- _OBJECTIVE_
Line by line, repeat the data below exactly, beginning at the first line and ending at the line with "block; flex: none;". Omit pictures.

====

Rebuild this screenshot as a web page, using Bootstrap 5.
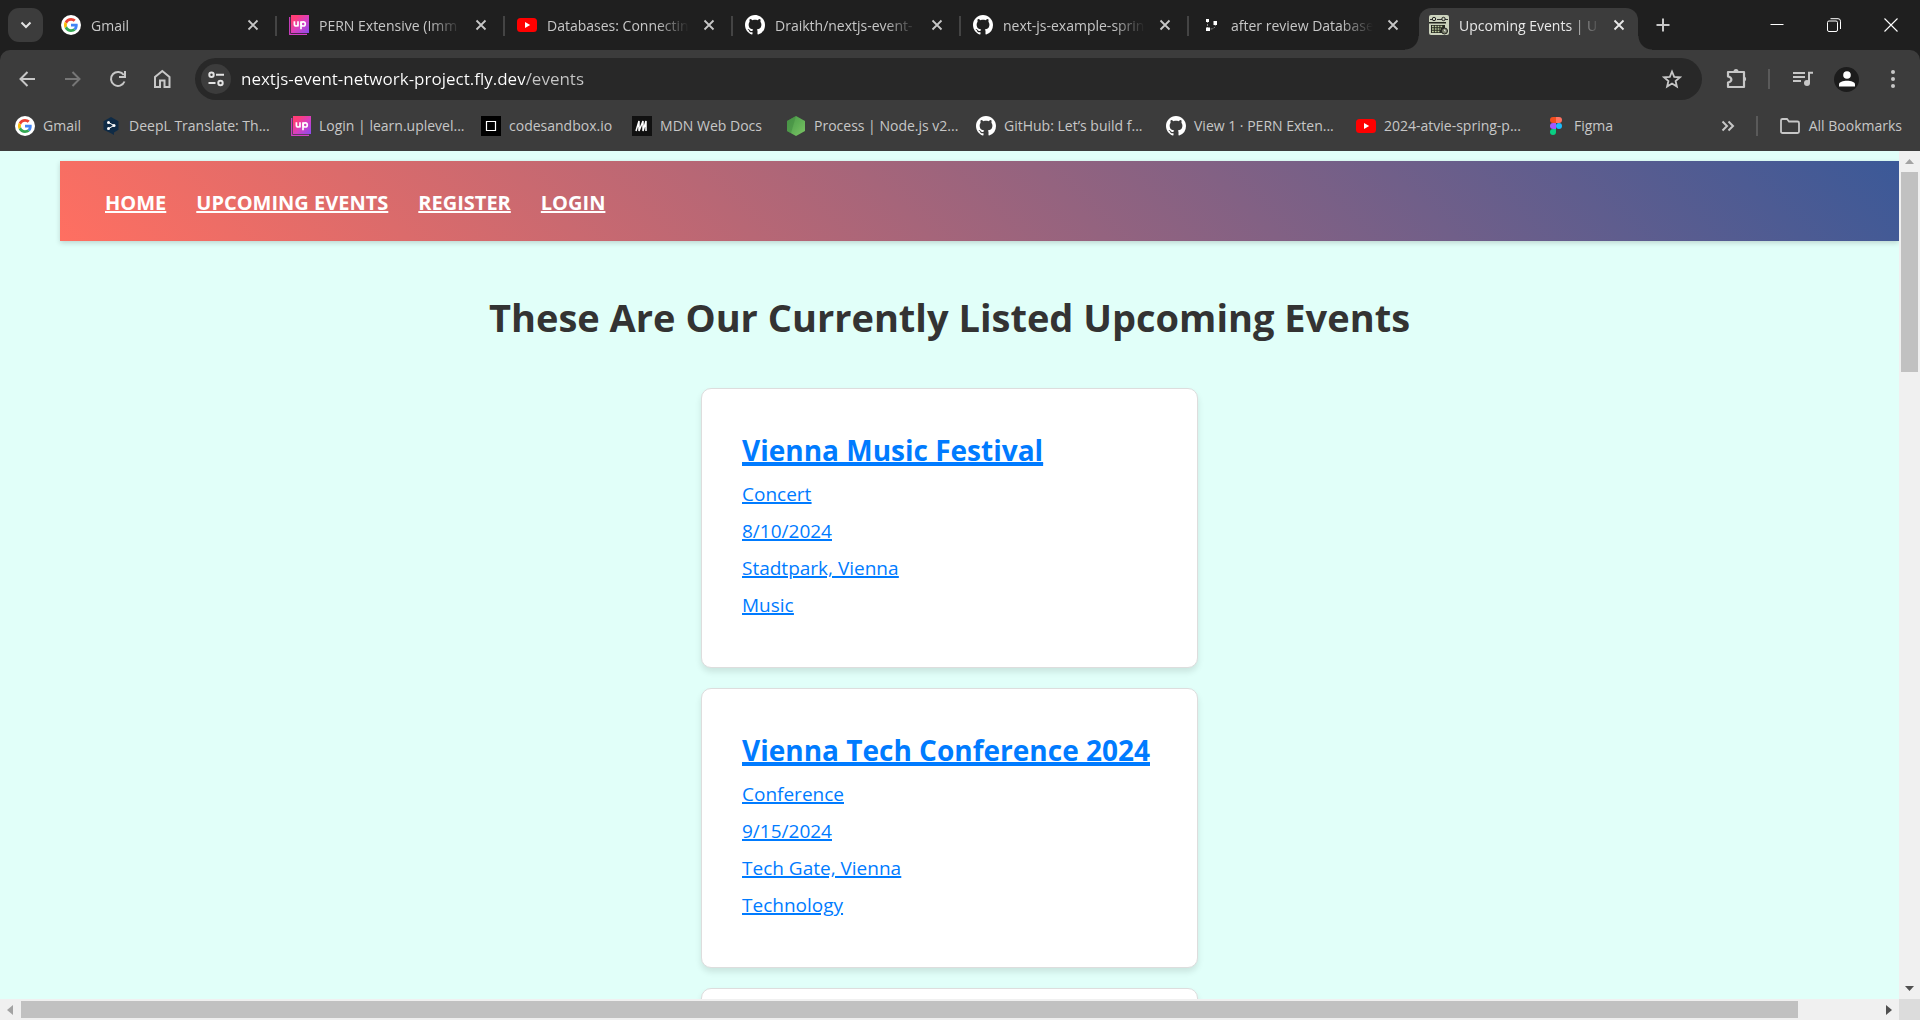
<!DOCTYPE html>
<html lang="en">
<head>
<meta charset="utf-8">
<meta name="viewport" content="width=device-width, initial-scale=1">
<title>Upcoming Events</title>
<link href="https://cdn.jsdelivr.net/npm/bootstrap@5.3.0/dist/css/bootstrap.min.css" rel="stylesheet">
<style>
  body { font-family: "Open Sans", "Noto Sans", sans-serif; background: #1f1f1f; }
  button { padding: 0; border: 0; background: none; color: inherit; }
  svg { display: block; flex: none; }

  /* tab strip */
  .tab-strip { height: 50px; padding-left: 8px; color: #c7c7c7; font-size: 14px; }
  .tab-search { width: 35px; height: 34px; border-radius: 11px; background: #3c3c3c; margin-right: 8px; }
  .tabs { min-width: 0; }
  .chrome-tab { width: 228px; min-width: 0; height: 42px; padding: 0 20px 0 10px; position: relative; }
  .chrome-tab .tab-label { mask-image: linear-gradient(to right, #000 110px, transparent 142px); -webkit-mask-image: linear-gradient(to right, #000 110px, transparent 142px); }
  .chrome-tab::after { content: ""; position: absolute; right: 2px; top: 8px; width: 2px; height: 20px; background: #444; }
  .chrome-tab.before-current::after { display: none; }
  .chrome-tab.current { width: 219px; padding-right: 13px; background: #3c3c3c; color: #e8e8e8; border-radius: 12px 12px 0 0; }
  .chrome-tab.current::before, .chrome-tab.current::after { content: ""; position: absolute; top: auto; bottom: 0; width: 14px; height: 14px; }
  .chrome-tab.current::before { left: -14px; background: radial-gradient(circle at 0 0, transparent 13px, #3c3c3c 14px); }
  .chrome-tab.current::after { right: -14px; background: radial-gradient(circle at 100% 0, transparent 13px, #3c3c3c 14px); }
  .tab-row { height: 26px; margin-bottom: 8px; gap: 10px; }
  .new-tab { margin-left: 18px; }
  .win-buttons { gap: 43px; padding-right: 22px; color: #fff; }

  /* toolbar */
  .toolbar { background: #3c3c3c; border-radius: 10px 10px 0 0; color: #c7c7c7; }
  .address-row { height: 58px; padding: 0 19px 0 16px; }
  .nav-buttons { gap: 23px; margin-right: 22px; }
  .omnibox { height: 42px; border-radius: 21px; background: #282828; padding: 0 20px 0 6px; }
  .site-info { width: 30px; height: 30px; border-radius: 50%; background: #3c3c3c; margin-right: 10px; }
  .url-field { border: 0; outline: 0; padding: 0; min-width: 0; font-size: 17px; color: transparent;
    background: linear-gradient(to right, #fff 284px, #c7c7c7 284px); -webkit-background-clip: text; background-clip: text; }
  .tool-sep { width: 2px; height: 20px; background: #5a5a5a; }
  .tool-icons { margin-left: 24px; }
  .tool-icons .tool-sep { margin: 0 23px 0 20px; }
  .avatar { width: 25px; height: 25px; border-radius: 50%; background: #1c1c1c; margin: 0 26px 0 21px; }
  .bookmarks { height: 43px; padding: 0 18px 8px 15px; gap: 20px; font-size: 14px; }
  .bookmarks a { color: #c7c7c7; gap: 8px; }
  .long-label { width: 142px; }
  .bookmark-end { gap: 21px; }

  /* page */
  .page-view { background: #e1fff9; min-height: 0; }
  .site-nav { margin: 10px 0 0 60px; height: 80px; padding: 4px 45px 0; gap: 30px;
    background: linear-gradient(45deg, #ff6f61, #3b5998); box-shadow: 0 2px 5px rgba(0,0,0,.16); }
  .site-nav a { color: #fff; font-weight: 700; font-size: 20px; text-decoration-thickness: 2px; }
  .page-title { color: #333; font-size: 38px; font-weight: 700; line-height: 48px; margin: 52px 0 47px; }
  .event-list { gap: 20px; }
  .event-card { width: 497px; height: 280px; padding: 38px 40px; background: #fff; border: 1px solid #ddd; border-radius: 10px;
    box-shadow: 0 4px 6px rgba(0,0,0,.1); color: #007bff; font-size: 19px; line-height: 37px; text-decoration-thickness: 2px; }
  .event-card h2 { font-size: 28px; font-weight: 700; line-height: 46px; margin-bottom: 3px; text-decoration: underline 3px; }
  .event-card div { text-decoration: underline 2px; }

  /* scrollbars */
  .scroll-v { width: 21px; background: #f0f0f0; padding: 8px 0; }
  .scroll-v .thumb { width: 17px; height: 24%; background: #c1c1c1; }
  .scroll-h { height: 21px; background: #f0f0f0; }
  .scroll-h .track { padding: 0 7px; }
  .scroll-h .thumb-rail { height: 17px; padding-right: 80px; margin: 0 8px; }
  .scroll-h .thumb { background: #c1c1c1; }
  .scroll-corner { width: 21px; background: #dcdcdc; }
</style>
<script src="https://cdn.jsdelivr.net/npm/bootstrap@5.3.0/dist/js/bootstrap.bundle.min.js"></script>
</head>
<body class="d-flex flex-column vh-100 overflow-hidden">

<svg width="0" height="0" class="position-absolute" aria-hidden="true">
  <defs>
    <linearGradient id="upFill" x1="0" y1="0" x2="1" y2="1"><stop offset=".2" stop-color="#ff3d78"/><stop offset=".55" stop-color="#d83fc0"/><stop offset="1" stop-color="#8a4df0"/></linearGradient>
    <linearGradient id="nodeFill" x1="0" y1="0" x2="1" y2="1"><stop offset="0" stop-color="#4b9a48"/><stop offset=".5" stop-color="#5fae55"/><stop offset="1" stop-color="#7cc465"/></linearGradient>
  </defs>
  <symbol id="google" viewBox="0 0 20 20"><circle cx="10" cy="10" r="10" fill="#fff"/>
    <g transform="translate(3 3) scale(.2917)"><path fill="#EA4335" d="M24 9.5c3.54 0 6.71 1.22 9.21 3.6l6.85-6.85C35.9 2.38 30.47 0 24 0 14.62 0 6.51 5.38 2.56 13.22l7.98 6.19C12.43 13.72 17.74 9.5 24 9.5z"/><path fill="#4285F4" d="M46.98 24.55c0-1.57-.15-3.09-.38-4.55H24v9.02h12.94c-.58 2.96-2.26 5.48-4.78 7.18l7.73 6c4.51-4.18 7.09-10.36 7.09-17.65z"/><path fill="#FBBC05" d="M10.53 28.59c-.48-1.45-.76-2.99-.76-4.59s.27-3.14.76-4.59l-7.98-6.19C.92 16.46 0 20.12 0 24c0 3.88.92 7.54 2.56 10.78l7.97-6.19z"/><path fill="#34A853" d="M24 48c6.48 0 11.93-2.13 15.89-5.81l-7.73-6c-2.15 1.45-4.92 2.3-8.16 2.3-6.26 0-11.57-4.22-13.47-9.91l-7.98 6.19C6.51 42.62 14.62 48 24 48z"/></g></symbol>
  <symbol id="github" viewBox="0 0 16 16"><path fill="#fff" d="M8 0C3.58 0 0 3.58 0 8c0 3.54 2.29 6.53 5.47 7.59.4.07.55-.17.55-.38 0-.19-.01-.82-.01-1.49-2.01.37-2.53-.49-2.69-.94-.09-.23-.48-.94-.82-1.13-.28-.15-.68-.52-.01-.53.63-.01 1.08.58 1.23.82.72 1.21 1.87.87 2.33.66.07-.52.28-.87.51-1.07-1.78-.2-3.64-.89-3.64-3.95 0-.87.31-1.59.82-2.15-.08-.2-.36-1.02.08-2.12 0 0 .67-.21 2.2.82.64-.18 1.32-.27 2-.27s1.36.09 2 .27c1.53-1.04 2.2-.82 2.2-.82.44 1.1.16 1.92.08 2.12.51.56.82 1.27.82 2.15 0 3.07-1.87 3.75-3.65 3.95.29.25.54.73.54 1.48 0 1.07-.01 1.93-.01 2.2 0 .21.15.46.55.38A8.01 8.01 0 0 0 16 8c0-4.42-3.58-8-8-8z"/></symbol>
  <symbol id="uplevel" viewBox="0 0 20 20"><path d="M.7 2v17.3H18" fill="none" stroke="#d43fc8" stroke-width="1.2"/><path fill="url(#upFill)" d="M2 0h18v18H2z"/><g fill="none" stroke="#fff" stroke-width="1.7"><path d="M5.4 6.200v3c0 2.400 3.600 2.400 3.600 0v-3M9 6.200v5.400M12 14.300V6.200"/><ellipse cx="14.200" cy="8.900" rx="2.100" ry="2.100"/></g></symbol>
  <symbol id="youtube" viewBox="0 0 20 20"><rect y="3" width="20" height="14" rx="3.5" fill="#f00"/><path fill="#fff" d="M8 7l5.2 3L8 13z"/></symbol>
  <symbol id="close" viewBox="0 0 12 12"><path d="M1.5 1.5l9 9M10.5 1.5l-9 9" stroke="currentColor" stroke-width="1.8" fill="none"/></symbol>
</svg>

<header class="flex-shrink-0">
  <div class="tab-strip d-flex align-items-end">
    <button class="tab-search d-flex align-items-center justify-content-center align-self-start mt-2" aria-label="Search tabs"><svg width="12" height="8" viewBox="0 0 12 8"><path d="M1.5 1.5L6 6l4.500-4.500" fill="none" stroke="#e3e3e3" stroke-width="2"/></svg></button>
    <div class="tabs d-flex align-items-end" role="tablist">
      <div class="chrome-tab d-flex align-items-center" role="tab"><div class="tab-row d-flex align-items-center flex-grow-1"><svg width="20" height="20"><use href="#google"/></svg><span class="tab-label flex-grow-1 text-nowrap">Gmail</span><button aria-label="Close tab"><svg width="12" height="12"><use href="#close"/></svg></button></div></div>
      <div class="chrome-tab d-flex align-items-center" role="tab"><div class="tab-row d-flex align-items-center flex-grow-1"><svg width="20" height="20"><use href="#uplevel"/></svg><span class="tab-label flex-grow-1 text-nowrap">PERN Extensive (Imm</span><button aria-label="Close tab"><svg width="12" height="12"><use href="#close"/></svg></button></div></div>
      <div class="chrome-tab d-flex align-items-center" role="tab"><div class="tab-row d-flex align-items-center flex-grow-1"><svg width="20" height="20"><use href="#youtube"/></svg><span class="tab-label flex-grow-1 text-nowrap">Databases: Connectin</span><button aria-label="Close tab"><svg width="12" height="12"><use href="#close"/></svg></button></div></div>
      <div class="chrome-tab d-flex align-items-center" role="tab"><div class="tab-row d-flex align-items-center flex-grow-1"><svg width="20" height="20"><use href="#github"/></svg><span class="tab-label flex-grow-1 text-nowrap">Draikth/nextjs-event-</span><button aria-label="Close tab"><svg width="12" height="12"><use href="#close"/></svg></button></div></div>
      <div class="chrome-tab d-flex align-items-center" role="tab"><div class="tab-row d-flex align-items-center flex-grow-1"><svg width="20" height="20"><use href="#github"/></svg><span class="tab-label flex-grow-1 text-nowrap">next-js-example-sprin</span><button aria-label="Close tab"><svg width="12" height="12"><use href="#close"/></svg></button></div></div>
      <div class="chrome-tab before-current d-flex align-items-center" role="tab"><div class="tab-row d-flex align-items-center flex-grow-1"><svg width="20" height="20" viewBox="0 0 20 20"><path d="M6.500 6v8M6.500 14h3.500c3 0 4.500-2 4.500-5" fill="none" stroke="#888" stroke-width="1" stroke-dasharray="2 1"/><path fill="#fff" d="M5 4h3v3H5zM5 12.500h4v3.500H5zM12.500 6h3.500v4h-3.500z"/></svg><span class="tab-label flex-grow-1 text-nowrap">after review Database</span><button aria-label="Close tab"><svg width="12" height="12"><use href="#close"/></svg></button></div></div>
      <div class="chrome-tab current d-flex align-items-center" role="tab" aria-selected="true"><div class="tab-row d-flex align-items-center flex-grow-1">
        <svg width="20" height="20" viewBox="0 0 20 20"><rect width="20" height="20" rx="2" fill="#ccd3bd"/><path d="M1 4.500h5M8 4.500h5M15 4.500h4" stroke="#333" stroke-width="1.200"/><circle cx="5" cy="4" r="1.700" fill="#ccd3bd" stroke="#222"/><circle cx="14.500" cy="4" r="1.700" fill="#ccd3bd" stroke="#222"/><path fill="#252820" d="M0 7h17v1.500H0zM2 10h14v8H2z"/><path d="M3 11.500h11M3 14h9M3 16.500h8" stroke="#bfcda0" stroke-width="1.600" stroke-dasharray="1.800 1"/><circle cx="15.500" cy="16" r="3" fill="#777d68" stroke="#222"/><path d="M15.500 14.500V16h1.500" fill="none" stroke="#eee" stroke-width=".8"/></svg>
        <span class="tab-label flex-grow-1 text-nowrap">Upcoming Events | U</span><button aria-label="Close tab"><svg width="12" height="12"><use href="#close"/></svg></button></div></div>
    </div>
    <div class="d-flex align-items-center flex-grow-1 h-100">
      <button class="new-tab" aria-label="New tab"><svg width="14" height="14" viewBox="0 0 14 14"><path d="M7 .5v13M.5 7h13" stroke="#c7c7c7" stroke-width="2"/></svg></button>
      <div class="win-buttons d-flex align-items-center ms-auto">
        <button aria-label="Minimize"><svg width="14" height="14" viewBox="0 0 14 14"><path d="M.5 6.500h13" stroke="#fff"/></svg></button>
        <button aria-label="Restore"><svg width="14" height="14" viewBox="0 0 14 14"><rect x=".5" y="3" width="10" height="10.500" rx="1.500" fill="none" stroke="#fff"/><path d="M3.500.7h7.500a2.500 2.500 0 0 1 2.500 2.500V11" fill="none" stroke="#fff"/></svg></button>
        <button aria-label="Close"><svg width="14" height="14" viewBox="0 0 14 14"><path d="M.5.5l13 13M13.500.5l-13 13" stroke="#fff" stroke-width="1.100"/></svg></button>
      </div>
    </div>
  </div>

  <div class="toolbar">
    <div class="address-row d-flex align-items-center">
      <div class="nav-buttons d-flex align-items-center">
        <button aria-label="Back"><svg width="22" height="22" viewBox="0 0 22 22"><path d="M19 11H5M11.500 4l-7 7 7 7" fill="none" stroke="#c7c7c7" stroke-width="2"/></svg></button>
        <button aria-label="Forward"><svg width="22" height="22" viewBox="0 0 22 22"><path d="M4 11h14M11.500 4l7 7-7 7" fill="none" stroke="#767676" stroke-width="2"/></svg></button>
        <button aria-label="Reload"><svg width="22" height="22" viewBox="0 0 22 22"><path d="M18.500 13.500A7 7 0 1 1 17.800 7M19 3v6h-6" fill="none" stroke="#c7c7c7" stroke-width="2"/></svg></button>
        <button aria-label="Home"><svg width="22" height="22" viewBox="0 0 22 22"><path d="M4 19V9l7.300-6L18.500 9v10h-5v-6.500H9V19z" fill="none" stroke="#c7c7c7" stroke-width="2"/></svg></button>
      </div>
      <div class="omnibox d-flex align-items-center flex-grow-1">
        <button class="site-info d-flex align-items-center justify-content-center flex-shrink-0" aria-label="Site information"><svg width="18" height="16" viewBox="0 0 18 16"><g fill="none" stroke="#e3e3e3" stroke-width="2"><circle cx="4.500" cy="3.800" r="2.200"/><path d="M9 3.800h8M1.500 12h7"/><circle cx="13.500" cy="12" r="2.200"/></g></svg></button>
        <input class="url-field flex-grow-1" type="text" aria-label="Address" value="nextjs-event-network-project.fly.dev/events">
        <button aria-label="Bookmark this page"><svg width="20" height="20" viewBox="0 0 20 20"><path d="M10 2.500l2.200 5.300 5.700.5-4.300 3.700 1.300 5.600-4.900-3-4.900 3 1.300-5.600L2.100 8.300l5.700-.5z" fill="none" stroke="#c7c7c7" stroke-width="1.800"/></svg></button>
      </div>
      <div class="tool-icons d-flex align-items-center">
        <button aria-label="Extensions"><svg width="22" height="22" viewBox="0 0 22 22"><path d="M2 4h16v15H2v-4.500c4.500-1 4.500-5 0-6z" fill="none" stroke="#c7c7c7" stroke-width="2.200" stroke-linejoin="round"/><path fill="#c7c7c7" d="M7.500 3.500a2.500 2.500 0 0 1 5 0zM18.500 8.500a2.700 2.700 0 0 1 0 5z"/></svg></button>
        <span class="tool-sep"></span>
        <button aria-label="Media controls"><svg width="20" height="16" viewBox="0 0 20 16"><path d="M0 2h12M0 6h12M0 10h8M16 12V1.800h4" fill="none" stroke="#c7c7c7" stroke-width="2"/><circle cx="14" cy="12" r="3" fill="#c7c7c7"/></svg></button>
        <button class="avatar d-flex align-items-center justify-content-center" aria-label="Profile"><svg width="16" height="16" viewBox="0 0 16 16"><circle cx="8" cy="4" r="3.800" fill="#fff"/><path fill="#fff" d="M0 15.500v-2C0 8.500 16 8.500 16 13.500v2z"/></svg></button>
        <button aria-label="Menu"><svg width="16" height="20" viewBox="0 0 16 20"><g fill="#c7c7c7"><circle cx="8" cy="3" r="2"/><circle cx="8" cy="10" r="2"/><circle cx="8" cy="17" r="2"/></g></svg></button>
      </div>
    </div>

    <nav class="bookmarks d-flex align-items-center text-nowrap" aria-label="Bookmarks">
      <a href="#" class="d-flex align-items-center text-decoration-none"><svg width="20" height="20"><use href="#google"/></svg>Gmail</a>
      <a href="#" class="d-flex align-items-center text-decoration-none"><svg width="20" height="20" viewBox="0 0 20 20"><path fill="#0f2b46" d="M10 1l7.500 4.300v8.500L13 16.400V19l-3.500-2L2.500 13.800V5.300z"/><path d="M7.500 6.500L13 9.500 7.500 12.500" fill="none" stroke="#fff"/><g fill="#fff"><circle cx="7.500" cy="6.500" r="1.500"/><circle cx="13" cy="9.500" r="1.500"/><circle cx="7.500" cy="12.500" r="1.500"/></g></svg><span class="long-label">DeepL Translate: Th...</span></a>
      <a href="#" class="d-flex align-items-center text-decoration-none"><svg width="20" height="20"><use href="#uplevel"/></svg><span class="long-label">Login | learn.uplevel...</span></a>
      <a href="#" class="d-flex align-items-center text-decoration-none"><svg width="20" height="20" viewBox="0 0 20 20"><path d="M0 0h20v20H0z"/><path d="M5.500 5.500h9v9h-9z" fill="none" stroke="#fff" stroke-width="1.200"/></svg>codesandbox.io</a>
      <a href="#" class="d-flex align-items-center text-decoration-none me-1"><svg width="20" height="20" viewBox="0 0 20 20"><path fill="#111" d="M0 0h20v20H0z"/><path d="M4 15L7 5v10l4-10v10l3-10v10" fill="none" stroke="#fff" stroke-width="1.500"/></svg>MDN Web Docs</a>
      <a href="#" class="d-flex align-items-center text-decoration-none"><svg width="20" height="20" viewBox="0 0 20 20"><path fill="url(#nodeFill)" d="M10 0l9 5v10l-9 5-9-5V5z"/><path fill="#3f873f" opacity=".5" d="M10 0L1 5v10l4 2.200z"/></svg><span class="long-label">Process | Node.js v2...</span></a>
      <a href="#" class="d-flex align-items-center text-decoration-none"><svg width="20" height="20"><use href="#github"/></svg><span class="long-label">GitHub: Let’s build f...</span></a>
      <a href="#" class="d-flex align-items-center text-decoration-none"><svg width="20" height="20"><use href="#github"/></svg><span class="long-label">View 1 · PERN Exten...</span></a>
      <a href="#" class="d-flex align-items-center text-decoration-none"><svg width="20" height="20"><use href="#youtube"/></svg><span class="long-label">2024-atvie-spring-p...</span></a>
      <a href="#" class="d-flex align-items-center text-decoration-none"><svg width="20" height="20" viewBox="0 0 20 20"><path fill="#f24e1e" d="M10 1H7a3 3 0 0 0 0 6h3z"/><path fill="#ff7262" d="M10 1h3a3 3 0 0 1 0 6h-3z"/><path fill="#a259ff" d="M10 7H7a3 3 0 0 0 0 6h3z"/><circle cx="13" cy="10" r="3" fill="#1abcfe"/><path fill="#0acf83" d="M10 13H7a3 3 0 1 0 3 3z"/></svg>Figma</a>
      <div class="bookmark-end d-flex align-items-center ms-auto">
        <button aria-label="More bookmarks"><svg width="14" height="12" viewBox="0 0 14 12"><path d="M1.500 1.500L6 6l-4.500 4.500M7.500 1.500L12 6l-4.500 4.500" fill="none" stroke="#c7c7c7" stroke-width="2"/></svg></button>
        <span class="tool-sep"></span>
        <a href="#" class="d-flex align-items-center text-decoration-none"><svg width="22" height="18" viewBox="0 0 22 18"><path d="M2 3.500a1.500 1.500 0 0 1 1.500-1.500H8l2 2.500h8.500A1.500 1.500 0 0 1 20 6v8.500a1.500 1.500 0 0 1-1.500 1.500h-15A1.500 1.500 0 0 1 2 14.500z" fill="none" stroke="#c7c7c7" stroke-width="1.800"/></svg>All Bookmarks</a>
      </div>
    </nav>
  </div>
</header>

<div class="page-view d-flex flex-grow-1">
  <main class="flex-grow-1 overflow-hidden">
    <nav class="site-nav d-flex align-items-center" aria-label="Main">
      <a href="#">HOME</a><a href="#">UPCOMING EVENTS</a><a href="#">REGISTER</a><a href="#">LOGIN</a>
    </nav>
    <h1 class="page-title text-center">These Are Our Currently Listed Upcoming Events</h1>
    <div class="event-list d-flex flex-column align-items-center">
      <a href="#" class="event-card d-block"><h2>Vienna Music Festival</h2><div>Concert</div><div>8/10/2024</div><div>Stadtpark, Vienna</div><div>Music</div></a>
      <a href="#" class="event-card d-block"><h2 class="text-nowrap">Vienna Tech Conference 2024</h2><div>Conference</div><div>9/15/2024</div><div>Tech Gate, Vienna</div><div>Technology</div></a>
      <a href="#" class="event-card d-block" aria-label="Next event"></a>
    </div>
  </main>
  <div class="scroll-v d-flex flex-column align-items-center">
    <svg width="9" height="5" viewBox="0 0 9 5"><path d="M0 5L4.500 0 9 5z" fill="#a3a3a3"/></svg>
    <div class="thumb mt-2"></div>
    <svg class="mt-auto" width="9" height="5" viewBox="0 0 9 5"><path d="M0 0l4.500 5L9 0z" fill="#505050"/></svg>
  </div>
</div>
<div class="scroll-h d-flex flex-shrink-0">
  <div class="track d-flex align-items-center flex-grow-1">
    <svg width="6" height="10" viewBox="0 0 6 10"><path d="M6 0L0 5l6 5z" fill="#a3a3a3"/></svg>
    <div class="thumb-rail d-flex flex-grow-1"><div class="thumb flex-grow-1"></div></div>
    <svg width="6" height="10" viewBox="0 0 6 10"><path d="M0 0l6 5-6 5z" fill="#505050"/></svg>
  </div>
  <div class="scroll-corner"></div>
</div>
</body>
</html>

====

- _EXERCISE SOLUTION_
Rebuild this screenshot as a web page, using Bootstrap 5.
<!DOCTYPE html>
<html lang="en">
<head>
<meta charset="utf-8">
<meta name="viewport" content="width=device-width, initial-scale=1">
<title>Upcoming Events</title>
<link href="https://cdn.jsdelivr.net/npm/bootstrap@5.3.0/dist/css/bootstrap.min.css" rel="stylesheet">
<style>
  body { font-family: "Open Sans", "Noto Sans", sans-serif; background: #1f1f1f; }
  button { padding: 0; border: 0; background: none; color: inherit; }
  svg { display: block; flex: none; }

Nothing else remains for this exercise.